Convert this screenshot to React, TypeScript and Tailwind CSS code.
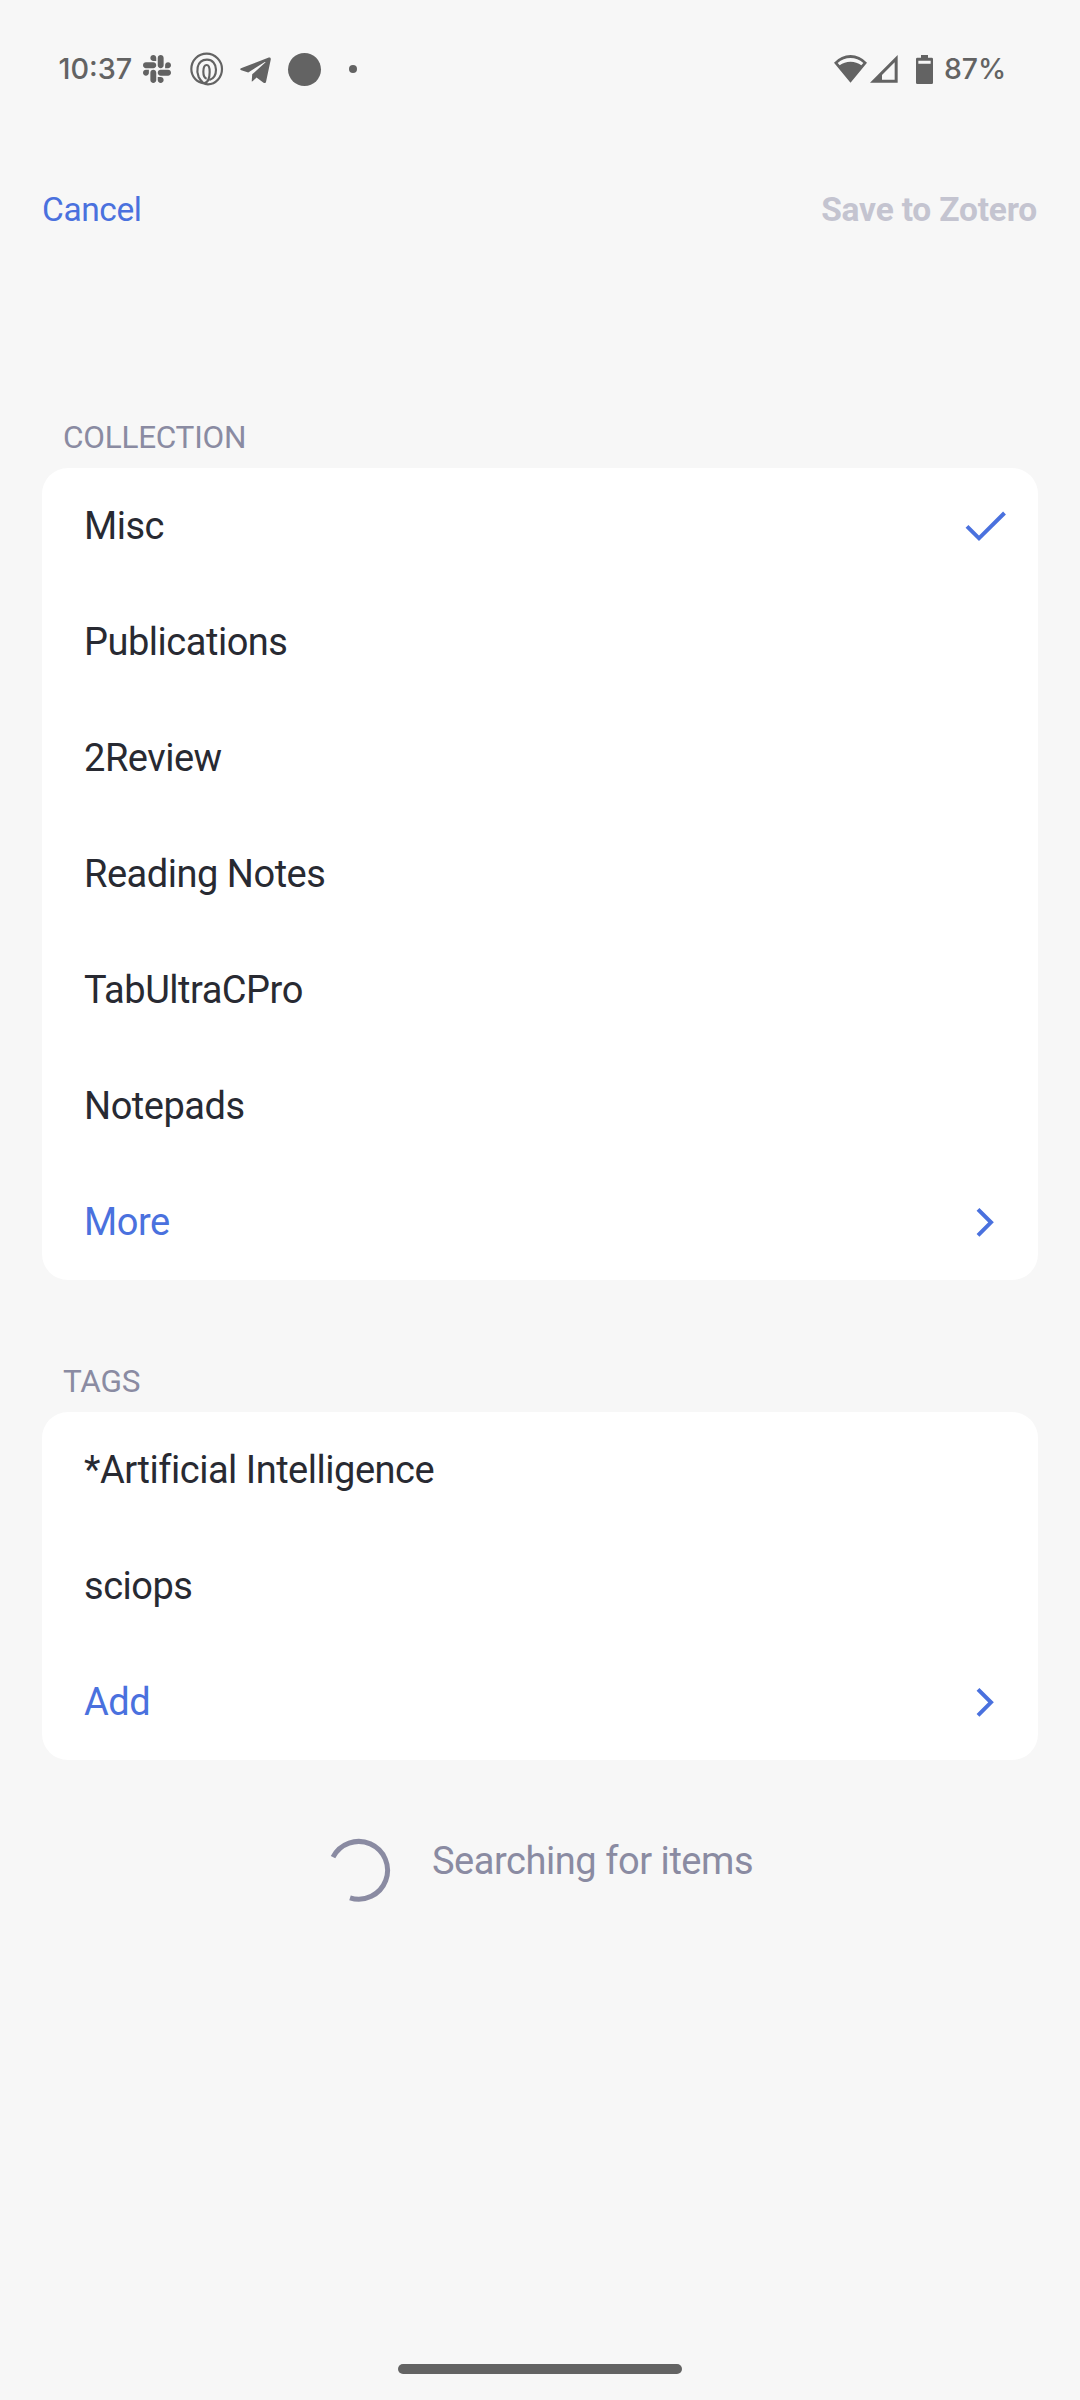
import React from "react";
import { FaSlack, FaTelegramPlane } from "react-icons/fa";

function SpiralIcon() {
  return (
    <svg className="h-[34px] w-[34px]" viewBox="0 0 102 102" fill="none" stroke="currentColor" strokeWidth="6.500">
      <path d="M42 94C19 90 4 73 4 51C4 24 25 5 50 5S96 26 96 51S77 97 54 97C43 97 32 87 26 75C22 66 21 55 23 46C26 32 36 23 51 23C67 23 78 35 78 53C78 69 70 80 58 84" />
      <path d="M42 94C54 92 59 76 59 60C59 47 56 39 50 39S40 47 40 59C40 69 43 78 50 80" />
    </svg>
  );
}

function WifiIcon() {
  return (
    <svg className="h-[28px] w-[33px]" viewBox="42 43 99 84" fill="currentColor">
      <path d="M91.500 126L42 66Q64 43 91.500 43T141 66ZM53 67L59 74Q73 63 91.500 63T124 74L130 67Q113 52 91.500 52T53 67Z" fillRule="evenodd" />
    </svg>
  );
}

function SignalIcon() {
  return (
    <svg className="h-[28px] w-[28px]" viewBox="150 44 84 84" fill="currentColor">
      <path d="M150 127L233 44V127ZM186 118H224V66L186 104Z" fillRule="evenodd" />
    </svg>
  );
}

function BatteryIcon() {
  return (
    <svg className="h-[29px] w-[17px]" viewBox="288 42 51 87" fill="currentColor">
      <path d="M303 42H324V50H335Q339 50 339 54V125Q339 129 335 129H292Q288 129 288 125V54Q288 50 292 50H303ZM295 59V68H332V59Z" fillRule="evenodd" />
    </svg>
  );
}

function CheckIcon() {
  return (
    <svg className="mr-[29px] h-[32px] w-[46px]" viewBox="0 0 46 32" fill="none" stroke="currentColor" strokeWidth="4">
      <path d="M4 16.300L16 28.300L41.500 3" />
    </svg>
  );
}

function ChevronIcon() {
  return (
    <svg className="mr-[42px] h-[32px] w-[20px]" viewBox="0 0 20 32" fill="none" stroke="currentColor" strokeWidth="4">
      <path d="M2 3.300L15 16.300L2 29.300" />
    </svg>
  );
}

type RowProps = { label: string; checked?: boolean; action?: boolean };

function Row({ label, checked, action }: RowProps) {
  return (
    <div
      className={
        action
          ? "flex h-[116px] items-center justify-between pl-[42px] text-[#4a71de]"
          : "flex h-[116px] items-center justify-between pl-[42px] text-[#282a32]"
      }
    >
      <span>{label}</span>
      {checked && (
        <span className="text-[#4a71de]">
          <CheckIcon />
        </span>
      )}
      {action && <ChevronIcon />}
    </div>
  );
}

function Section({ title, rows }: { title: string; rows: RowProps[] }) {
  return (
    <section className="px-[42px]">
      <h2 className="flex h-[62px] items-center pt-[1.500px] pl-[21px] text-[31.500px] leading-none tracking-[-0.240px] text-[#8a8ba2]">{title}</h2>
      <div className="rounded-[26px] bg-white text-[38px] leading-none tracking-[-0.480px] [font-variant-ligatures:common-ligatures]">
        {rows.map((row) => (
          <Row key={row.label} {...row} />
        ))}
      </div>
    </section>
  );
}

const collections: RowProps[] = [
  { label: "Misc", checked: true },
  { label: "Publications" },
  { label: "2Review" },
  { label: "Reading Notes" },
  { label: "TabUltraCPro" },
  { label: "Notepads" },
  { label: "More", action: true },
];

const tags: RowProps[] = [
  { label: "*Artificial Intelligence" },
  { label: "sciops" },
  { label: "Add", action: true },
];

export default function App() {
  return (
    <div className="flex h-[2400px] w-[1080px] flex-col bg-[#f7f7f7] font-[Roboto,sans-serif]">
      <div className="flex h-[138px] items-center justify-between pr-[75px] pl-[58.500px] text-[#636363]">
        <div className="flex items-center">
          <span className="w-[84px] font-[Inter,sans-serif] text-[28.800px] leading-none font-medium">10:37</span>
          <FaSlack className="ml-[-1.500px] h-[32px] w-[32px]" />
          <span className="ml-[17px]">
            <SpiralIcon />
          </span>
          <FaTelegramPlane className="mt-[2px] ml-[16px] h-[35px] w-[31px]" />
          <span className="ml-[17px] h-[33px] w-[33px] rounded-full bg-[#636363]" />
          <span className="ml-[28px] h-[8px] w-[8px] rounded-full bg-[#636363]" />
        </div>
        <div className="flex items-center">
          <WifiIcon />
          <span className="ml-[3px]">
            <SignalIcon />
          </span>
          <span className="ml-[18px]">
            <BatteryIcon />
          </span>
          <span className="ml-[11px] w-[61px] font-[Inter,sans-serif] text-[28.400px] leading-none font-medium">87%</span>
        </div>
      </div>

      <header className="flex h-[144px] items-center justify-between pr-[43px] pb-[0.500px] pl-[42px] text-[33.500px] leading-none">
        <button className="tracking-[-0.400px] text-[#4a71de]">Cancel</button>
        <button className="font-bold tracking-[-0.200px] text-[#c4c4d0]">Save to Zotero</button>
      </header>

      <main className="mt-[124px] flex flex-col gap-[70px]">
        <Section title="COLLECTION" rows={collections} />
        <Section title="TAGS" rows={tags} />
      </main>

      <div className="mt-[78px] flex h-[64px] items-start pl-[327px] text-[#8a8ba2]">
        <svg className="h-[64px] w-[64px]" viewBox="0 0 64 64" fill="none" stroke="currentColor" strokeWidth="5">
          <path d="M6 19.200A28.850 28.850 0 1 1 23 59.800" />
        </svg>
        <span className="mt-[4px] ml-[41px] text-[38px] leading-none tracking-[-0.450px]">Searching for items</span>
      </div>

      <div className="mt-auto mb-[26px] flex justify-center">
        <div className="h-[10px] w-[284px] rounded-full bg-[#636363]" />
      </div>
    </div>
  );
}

══════

▶ **WRITTEN PROBLEM**: Without the pictures, transcribe the listing above exactly.

▶ **RESULT FOR THIS EXERCISE**:
Convert this screenshot to React, TypeScript and Tailwind CSS code.
import React from "react";
import { FaSlack, FaTelegramPlane } from "react-icons/fa";

function SpiralIcon() {
  return (
    <svg className="h-[34px] w-[34px]" viewBox="0 0 102 102" fill="none" stroke="currentColor" strokeWidth="6.500">
      <path d="M42 94C19 90 4 73 4 51C4 24 25 5 50 5S96 26 96 51S77 97 54 97C43 97 32 87 26 75C22 66 21 55 23 46C26 32 36 23 51 23C67 23 78 35 78 53C78 69 70 80 58 84" />
      <path d="M42 94C54 92 59 76 59 60C59 47 56 39 50 39S40 47 40 59C40 69 43 78 50 80" />
    </svg>
  );
}

function WifiIcon() {
  return (
    <svg className="h-[28px] w-[33px]" viewBox="42 43 99 84" fill="currentColor">
      <path d="M91.500 126L42 66Q64 43 91.500 43T141 66ZM53 67L59 74Q73 63 91.500 63T124 74L130 67Q113 52 91.500 52T53 67Z" fillRule="evenodd" />
    </svg>
  );
}

function SignalIcon() {
  return (
    <svg className="h-[28px] w-[28px]" viewBox="150 44 84 84" fill="currentColor">
      <path d="M150 127L233 44V127ZM186 118H224V66L186 104Z" fillRule="evenodd" />
    </svg>
  );
}

function BatteryIcon() {
  return (
    <svg className="h-[29px] w-[17px]" viewBox="288 42 51 87" fill="currentColor">
      <path d="M303 42H324V50H335Q339 50 339 54V125Q339 129 335 129H292Q288 129 288 125V54Q288 50 292 50H303ZM295 59V68H332V59Z" fillRule="evenodd" />
    </svg>
  );
}

function CheckIcon() {
  return (
    <svg className="mr-[29px] h-[32px] w-[46px]" viewBox="0 0 46 32" fill="none" stroke="currentColor" strokeWidth="4">
      <path d="M4 16.300L16 28.300L41.500 3" />
    </svg>
  );
}

function ChevronIcon() {
  return (
    <svg className="mr-[42px] h-[32px] w-[20px]" viewBox="0 0 20 32" fill="none" stroke="currentColor" strokeWidth="4">
      <path d="M2 3.300L15 16.300L2 29.300" />
    </svg>
  );
}

type RowProps = { label: string; checked?: boolean; action?: boolean };

function Row({ label, checked, action }: RowProps) {
  return (
    <div
      className={
        action
          ? "flex h-[116px] items-center justify-between pl-[42px] text-[#4a71de]"
          : "flex h-[116px] items-center justify-between pl-[42px] text-[#282a32]"
      }
    >
      <span>{label}</span>
      {checked && (
        <span className="text-[#4a71de]">
          <CheckIcon />
        </span>
      )}
      {action && <ChevronIcon />}
    </div>
  );
}

function Section({ title, rows }: { title: string; rows: RowProps[] }) {
  return (
    <section className="px-[42px]">
      <h2 className="flex h-[62px] items-center pt-[1.500px] pl-[21px] text-[31.500px] leading-none tracking-[-0.240px] text-[#8a8ba2]">{title}</h2>
      <div className="rounded-[26px] bg-white text-[38px] leading-none tracking-[-0.480px] [font-variant-ligatures:common-ligatures]">
        {rows.map((row) => (
          <Row key={row.label} {...row} />
        ))}
      </div>
    </section>
  );
}

const collections: RowProps[] = [
  { label: "Misc", checked: true },
  { label: "Publications" },
  { label: "2Review" },
  { label: "Reading Notes" },
  { label: "TabUltraCPro" },
  { label: "Notepads" },
  { label: "More", action: true },
];

const tags: RowProps[] = [
  { label: "*Artificial Intelligence" },
  { label: "sciops" },
  { label: "Add", action: true },
];

export default function App() {
  return (
    <div className="flex h-[2400px] w-[1080px] flex-col bg-[#f7f7f7] font-[Roboto,sans-serif]">
      <div className="flex h-[138px] items-center justify-between pr-[75px] pl-[58.500px] text-[#636363]">
        <div className="flex items-center">
          <span className="w-[84px] font-[Inter,sans-serif] text-[28.800px] leading-none font-medium">10:37</span>
          <FaSlack className="ml-[-1.500px] h-[32px] w-[32px]" />
          <span className="ml-[17px]">
            <SpiralIcon />
          </span>
          <FaTelegramPlane className="mt-[2px] ml-[16px] h-[35px] w-[31px]" />
          <span className="ml-[17px] h-[33px] w-[33px] rounded-full bg-[#636363]" />
          <span className="ml-[28px] h-[8px] w-[8px] rounded-full bg-[#636363]" />
        </div>
        <div className="flex items-center">
          <WifiIcon />
          <span className="ml-[3px]">
            <SignalIcon />
          </span>
          <span className="ml-[18px]">
            <BatteryIcon />
          </span>
          <span className="ml-[11px] w-[61px] font-[Inter,sans-serif] text-[28.400px] leading-none font-medium">87%</span>
        </div>
      </div>

      <header className="flex h-[144px] items-center justify-between pr-[43px] pb-[0.500px] pl-[42px] text-[33.500px] leading-none">
        <button className="tracking-[-0.400px] text-[#4a71de]">Cancel</button>
        <button className="font-bold tracking-[-0.200px] text-[#c4c4d0]">Save to Zotero</button>
      </header>

      <main className="mt-[124px] flex flex-col gap-[70px]">
        <Section title="COLLECTION" rows={collections} />
        <Section title="TAGS" rows={tags} />
      </main>

      <div className="mt-[78px] flex h-[64px] items-start pl-[327px] text-[#8a8ba2]">
        <svg className="h-[64px] w-[64px]" viewBox="0 0 64 64" fill="none" stroke="currentColor" strokeWidth="5">
          <path d="M6 19.200A28.850 28.850 0 1 1 23 59.800" />
        </svg>
        <span className="mt-[4px] ml-[41px] text-[38px] leading-none tracking-[-0.450px]">Searching for items</span>
      </div>

      <div className="mt-auto mb-[26px] flex justify-center">
        <div className="h-[10px] w-[284px] rounded-full bg-[#636363]" />
      </div>
    </div>
  );
}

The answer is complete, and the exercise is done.